Some commentators have connected the campaign to the administration's desire to further isolate Iran, and it's not hard to see how the campaign could rhetorically align with the president's previous proposal to shutdown Muslim entry to the United States.

The prioritisation of European campaigners over locals also points to the disingenuous nature of the campaign.

Our collective voice endangers racist and heteronormative narratives of identity too common across the West and the Muslim world

The struggle to define the nature of Islamic values and queer identity persists between two forms of cultural hegemony that are not interested in experiences that do not conform.

Political forces in both the West and the Muslim world are not blind to the inconsistencies of their values and assertions in the face of queer Islamic life.

To claim that Islam is inherently regressive and will always cause hatred of the queer community is demonstrably false.

Likewise, to claim that queer identity is completely incompatible with faith in and worship of Allah is clearly far from truth.

And because of this, as queer Muslims we must embrace the threat we pose.
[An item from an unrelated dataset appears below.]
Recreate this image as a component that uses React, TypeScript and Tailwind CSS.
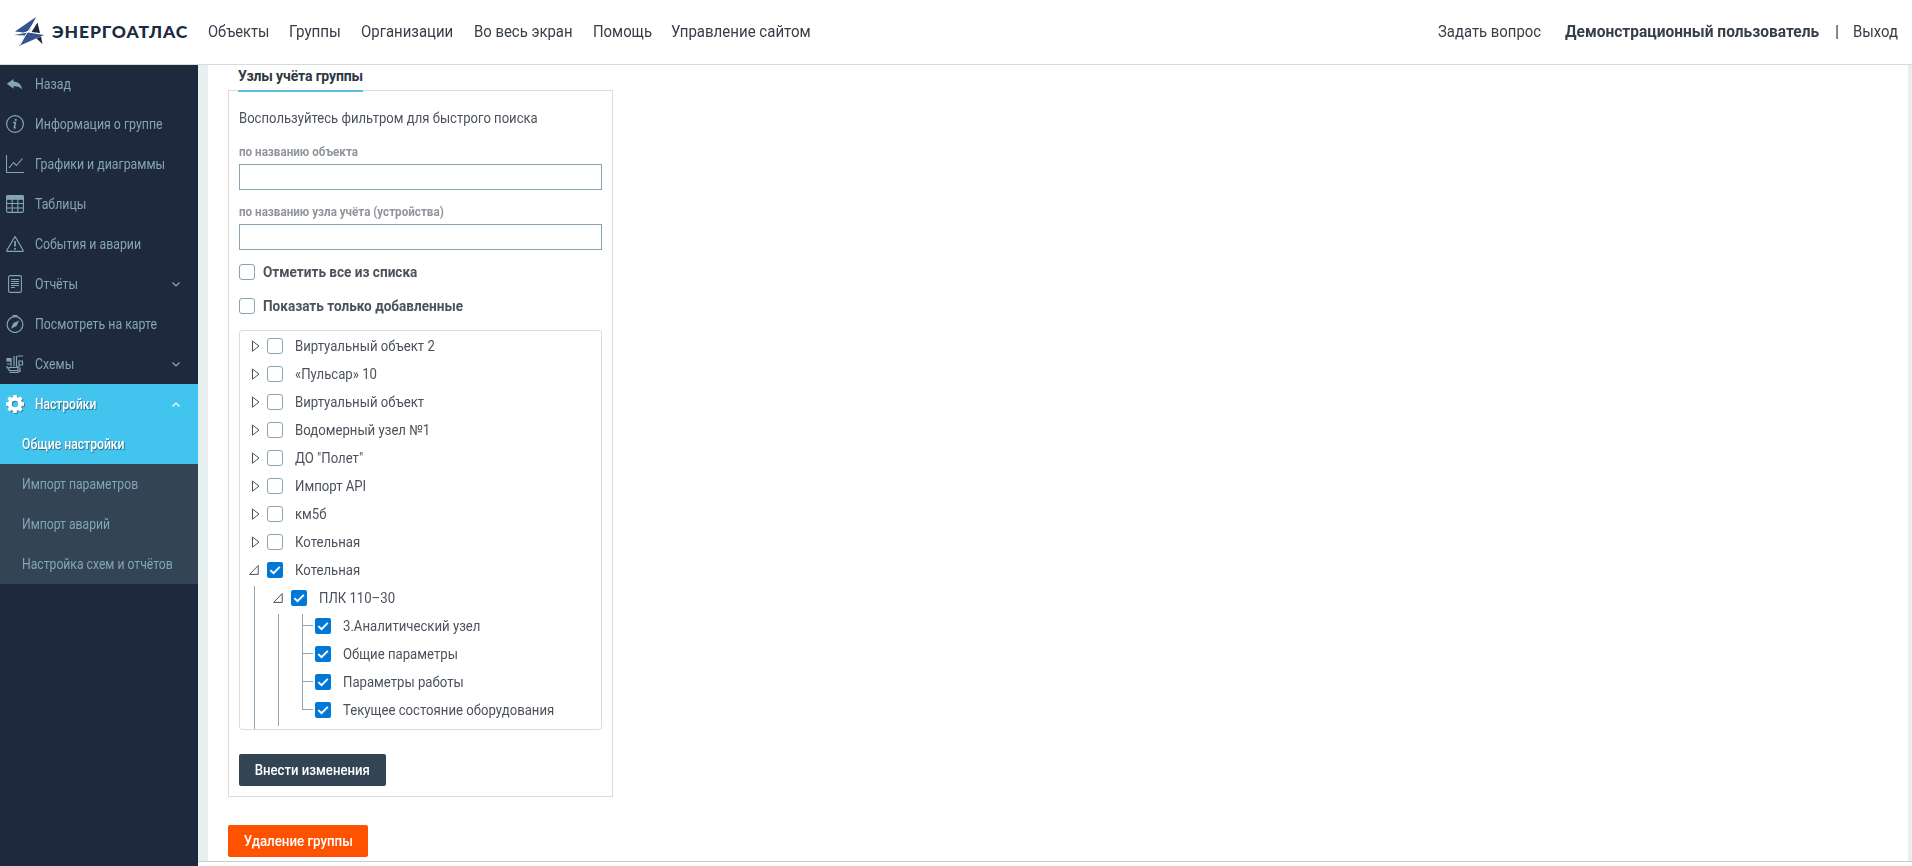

The threat we pose is not a violent one, but it is an existential one  an existential threat to the dominance of ideologies that define Islam and queerness as immutable in their opposition to each other.

In a contemporary digital age where queer Muslims can connect and organise across national identity, our collective voice endangers racist and heteronormative narratives of identity too common across the West and the Muslim world.

And through connecting, organising, and remaining unashamed of who we are, queer Muslims will lead the way in creating a world where queer love is not judged  by men like my Year 8 teacher  to be a sin.